Cardenas: One of the things that we’ve learned about legs is that they address the need for reaching the ground and reaching up high. If you try to solve that problem with wheels, then you end up with a really big base, because it has to be statically stable. The customers that we’re working with are really interested in this idea of retrofitability. They don’t want to have to make workspace changes. The workstations are really narrow—they’re designed around the human form, and so we think legs are going to be the way to get there.
Legs are an elegant solution to achieving a lightweight system that can operate at large vertical workspaces in small footprints. —Nick Paine, Apptronik CTO
Can Apollo safely fall over and get back up?
Paine: A very important requirement is that Apollo needs to be able to fall over and not break, and that drives some key actuation requirements. One of the unique things with Apollo is that not only is it well suited for OSHA-level manipulation of payloads, but it’s also well suited for robustly handling impacts with the environment. And from a maintenance standpoint, two bolts is all you need to remove to swap out an actuator.

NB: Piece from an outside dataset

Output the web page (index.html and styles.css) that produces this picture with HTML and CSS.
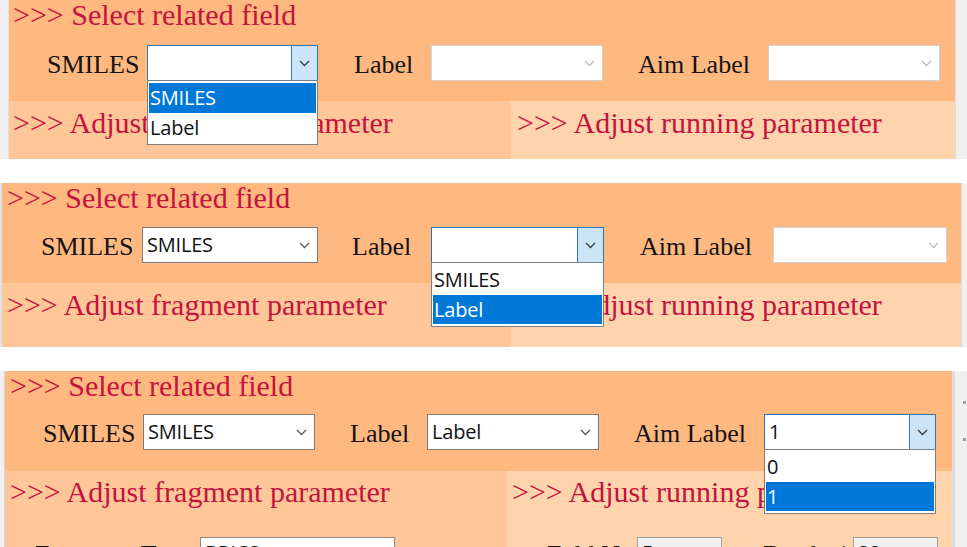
FILE: index.html
```html
<!DOCTYPE html>
<html lang="en">
<head>
<meta charset="utf-8">
<title>Select related field</title>
<link rel="stylesheet" href="styles.css">
</head>
<body>
<div class="shots">

  <!-- Shot 1: SMILES dropdown open -->
  <section class="shot shot-1">
    <div class="edge edge-left"></div>
    <div class="app">
      <div class="select-area">
        <h2 class="title">&gt;&gt;&gt; Select related field</h2>
        <div class="fields">
          <div class="field f1">
            <span class="field-label">SMILES</span>
            <div class="combo is-open">
              <span class="combo-value"></span>
              <span class="combo-btn"><svg viewBox="0 0 11 7" width="11" height="7"><path d="M1 1 L5.5 5.5 L10 1"/></svg></span>
              <ul class="listbox">
                <li class="is-active">SMILES</li>
                <li>Label</li>
              </ul>
            </div>
          </div>
          <div class="field f2">
            <span class="field-label">Label</span>
            <div class="combo is-disabled">
              <span class="combo-value"></span>
              <span class="combo-btn"><svg viewBox="0 0 11 7" width="11" height="7"><path d="M1 1 L5.5 5.5 L10 1"/></svg></span>
            </div>
          </div>
          <div class="field f3">
            <span class="field-label">Aim Label</span>
            <div class="combo is-disabled">
              <span class="combo-value"></span>
              <span class="combo-btn"><svg viewBox="0 0 11 7" width="11" height="7"><path d="M1 1 L5.5 5.5 L10 1"/></svg></span>
            </div>
          </div>
        </div>
      </div>
      <div class="param-area">
        <div class="param-col param-fragment"><h2 class="title">&gt;&gt;&gt; Adjust fragment parameter</h2></div>
        <div class="param-col param-running"><h2 class="title">&gt;&gt;&gt; Adjust running parameter</h2></div>
      </div>
    </div>
    <div class="edge edge-right"></div>
  </section>

  <!-- Shot 2: Label dropdown open -->
  <section class="shot shot-2">
    <div class="edge edge-left"></div>
    <div class="app">
      <div class="select-area">
        <h2 class="title">&gt;&gt;&gt; Select related field</h2>
        <div class="fields">
          <div class="field f1">
            <span class="field-label">SMILES</span>
            <div class="combo">
              <span class="combo-value">SMILES</span>
              <span class="combo-btn"><svg viewBox="0 0 11 7" width="11" height="7"><path d="M1 1 L5.5 5.5 L10 1"/></svg></span>
            </div>
          </div>
          <div class="field f2">
            <span class="field-label">Label</span>
            <div class="combo is-open">
              <span class="combo-value"></span>
              <span class="combo-btn"><svg viewBox="0 0 11 7" width="11" height="7"><path d="M1 1 L5.5 5.5 L10 1"/></svg></span>
              <ul class="listbox">
                <li>SMILES</li>
                <li class="is-active">Label</li>
              </ul>
            </div>
          </div>
          <div class="field f3">
            <span class="field-label">Aim Label</span>
            <div class="combo is-disabled">
              <span class="combo-value"></span>
              <span class="combo-btn"><svg viewBox="0 0 11 7" width="11" height="7"><path d="M1 1 L5.5 5.5 L10 1"/></svg></span>
            </div>
          </div>
        </div>
      </div>
      <div class="param-area">
        <div class="param-col param-fragment"><h2 class="title">&gt;&gt;&gt; Adjust fragment parameter</h2></div>
        <div class="param-col param-running"><h2 class="title">&gt;&gt;&gt; Adjust running parameter</h2></div>
      </div>
    </div>
    <div class="edge edge-right"></div>
  </section>

  <!-- Shot 3: Aim Label dropdown open -->
  <section class="shot shot-3">
    <div class="edge edge-left"></div>
    <div class="app">
      <div class="select-area">
        <h2 class="title">&gt;&gt;&gt; Select related field</h2>
        <div class="fields">
          <div class="field f1">
            <span class="field-label">SMILES</span>
            <div class="combo">
              <span class="combo-value">SMILES</span>
              <span class="combo-btn"><svg viewBox="0 0 11 7" width="11" height="7"><path d="M1 1 L5.5 5.5 L10 1"/></svg></span>
            </div>
          </div>
          <div class="field f2">
            <span class="field-label">Label</span>
            <div class="combo">
              <span class="combo-value">Label</span>
              <span class="combo-btn"><svg viewBox="0 0 11 7" width="11" height="7"><path d="M1 1 L5.5 5.5 L10 1"/></svg></span>
            </div>
          </div>
          <div class="field f3">
            <span class="field-label">Aim Label</span>
            <div class="combo is-open">
              <span class="combo-value">1</span>
              <span class="combo-btn"><svg viewBox="0 0 11 7" width="11" height="7"><path d="M1 1 L5.5 5.5 L10 1"/></svg></span>
              <ul class="listbox">
                <li>0</li>
                <li class="is-active">1</li>
              </ul>
            </div>
          </div>
        </div>
      </div>
      <div class="param-area">
        <div class="param-col param-fragment">
          <h2 class="title">&gt;&gt;&gt; Adjust fragment parameter</h2>
          <div class="param-row">
            <span class="param-label">Fragment Type</span>
            <span class="param-input">BRICS</span>
          </div>
        </div>
        <div class="param-col param-running">
          <h2 class="title">&gt;&gt;&gt; Adjust running parameter</h2>
          <div class="param-row">
            <span class="param-label">Fold Num</span>
            <span class="param-input is-readonly">5</span>
            <span class="param-label">Batch size</span>
            <span class="param-input is-readonly">32</span>
          </div>
        </div>
      </div>
    </div>
    <div class="edge edge-right"><span class="scroll-mark"></span><span class="scroll-mark"></span></div>
  </section>

</div>
</body>
</html>
```

FILE: styles.css
```css
* { box-sizing: border-box; }

html, body {
  margin: 0;
  padding: 0;
  background: #ffffff;
}

body {
  width: 967px;
  height: 547px;
  overflow: hidden;
  font-family: "Liberation Serif", "Times New Roman", serif;
}

.shots {
  display: flex;
  flex-direction: column;
  gap: 24px;
}

/* ---------- one screenshot ---------- */
.shot {
  display: flex;
  overflow: hidden;
}
.shot-1 { height: 159px; }
.shot-2 { height: 164px; }
.shot-3 { height: 176px; }

.edge {
  flex: none;
  background: #f0f0f0;
}
.shot-1 .edge-left { width: 9px; border-right: 1px solid #e2e2e2; }
.shot-2 .edge-left { width: 2px; background: #dfe3e8; }
.shot-3 .edge-left { width: 5px; border-right: 1px solid #d6d6d6; }

.edge-right { flex: 1; border-left: 1px solid #dadada; }
.shot-3 .edge-right {
  border-left: 3px solid #dcdcdc;
  display: flex;
  flex-direction: column;
  align-items: flex-end;
  padding-top: 30px;
  gap: 34px;
}
.scroll-mark {
  width: 3px;
  height: 3px;
  background: #a0a0a0;
  margin-right: 1px;
}

.app {
  flex: none;
  display: flex;
  flex-direction: column;
}
.shot-1 .app { width: 946px; }
.shot-2 .app { width: 959px; }
.shot-3 .app { width: 947px; }

.title {
  margin: 0;
  font-weight: normal;
  font-size: 30px;
  line-height: 30px;
  color: #c4133d;
  white-space: nowrap;
}

/* ---------- select area ---------- */
.select-area {
  height: 100px;
  flex: none;
  background: #ffb880;
}
.shot-1 .select-area { height: 101px; }
.shot-1 .select-area .title { padding-left: 4px; }
.shot-2 .select-area .title { padding-left: 5px; }
.shot-3 .select-area .title { padding-left: 5px; }

.fields {
  display: flex;
  align-items: center;
  margin-top: 15px;
}
.shot-1 .fields { padding-left: 38px; }
.shot-2 .fields { padding-left: 39px; margin-top: 14px; }
.shot-3 .fields { padding-left: 38px; margin-top: 13px; }

.field {
  display: flex;
  align-items: center;
}
.field-label {
  flex: none;
  font-size: 26px;
  line-height: 30px;
  padding-top: 4px;
  color: #141414;
  white-space: nowrap;
}

/* per-shot column geometry */
.shot-1 .f1 .field-label { width: 100px; }
.shot-1 .f2 { margin-left: 36px; }
.shot-1 .f2 .field-label { width: 77px; }
.shot-1 .f3 { margin-left: 35px; }
.shot-1 .f3 .field-label { width: 130px; }
.shot-1 .f1 .combo { width: 171px; }
.shot-1 .f2 .combo, .shot-1 .f3 .combo { width: 172px; }

.shot-2 .f1 .field-label { width: 101px; }
.shot-2 .f2 { margin-left: 34px; }
.shot-2 .f2 .field-label { width: 79px; }
.shot-2 .f3 { margin-left: 36px; }
.shot-2 .f3 .field-label { width: 133px; }
.shot-2 .f1 .combo { width: 176px; }
.shot-2 .f2 .combo { width: 173px; }
.shot-2 .f3 .combo { width: 174px; }

.shot-3 .f1 .field-label { width: 100px; }
.shot-3 .f2 { margin-left: 35px; }
.shot-3 .f2 .field-label { width: 77px; }
.shot-3 .f3 { margin-left: 35px; }
.shot-3 .f3 .field-label { width: 130px; }
.shot-3 .combo { width: 172px; }

/* ---------- combo box ---------- */
.combo {
  position: relative;
  flex: none;
  height: 36px;
  display: flex;
  align-items: stretch;
  background: #ffffff;
  border: 1px solid #7a7a7a;
  font-family: "Open Sans", "Noto Sans", sans-serif;
  font-size: 20px;
  color: #111;
}
.combo-value {
  flex: 1;
  padding-left: 4px;
  line-height: 34px;
  white-space: nowrap;
  letter-spacing: -0.2px;
}
.combo-btn {
  flex: none;
  width: 26px;
  display: flex;
  align-items: center;
  justify-content: center;
  color: #5a5a5a;
}
.combo-btn svg {
  fill: none;
  stroke: currentColor;
  stroke-width: 1.3;
}

.combo.is-disabled {
  border-color: #d2d2d2;
}
.combo.is-disabled .combo-btn { color: #bdbdbd; }

.combo.is-open {
  border-color: #2f74b5;
}
.combo.is-open .combo-btn {
  background: #cce4f7;
  border-left: 1px solid #2f74b5;
  color: #3c3c3c;
}

.listbox {
  position: absolute;
  top: 100%;
  left: -1px;
  right: -1px;
  margin: 0;
  padding: 2px 1px;
  list-style: none;
  background: #ffffff;
  border: 1px solid #7f7f7f;
  z-index: 5;
}
.listbox li {
  height: 29.5px;
  line-height: 29px;
  padding-left: 1px;
  white-space: nowrap;
  letter-spacing: -0.2px;
  color: #111;
}
.listbox li.is-active {
  background: #0078d7;
  color: #ffffff;
}

/* ---------- parameter area ---------- */
.param-area {
  flex: 1;
  display: flex;
}
.param-col {
  padding-top: 7px;
}
.param-fragment {
  flex: none;
  background: #ffc799;
}
.param-running {
  flex: 1;
  background: #ffd4ad;
}
.shot-1 .param-fragment { width: 502px; }
.shot-2 .param-fragment { width: 509px; }
.shot-3 .param-fragment { width: 502px; }

.shot-1 .param-fragment .title { padding-left: 4px; }
.shot-1 .param-running .title { padding-left: 6px; }
.shot-2 .param-fragment .title { padding-left: 5px; }
.shot-2 .param-running .title { padding-left: 6px; }
.shot-3 .param-col { padding-top: 6px; }
.shot-3 .param-fragment .title { padding-left: 5px; }
.shot-3 .param-running .title { padding-left: 5px; }

.param-row {
  display: flex;
  align-items: flex-start;
  margin-top: 30px;
}
.param-label {
  font-size: 26px;
  line-height: 30px;
  padding-top: 3px;
  color: #141414;
  white-space: nowrap;
}
.param-fragment .param-row { padding-left: 30px; }
.param-fragment .param-label { width: 165px; }
.param-input {
  height: 32px;
  border: 1px solid #8a8a8a;
  background: #ffffff;
  font-family: "Open Sans", "Noto Sans", sans-serif;
  font-size: 20px;
  line-height: 30px;
  padding-left: 4px;
  color: #111;
}
.param-fragment .param-input { width: 195px; }
.param-running .param-row { padding-left: 40px; }
.param-running .param-label { width: 90px; }
.param-running .param-label + .param-input + .param-label { margin-left: 41px; }
.param-input.is-readonly {
  width: 85px;
  background: #f0f0f0;
  border-color: #a0a0a0;
}
```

Cardenas says that Apptronik has more than ten pilots planned with case picking as the initial application. The rest of this year will be focused on in-house demonstrations with the Apollo alpha units, with field pilots planned for next year with production robots. Full commercial release is planned for the end of 2024. It’s certainly an aggressive timeline, but Apptronik is confident in its approach. “The beauty of robotics is in showing versus telling,” Cardenas says. “That’s what we’re trying to do with this launch.”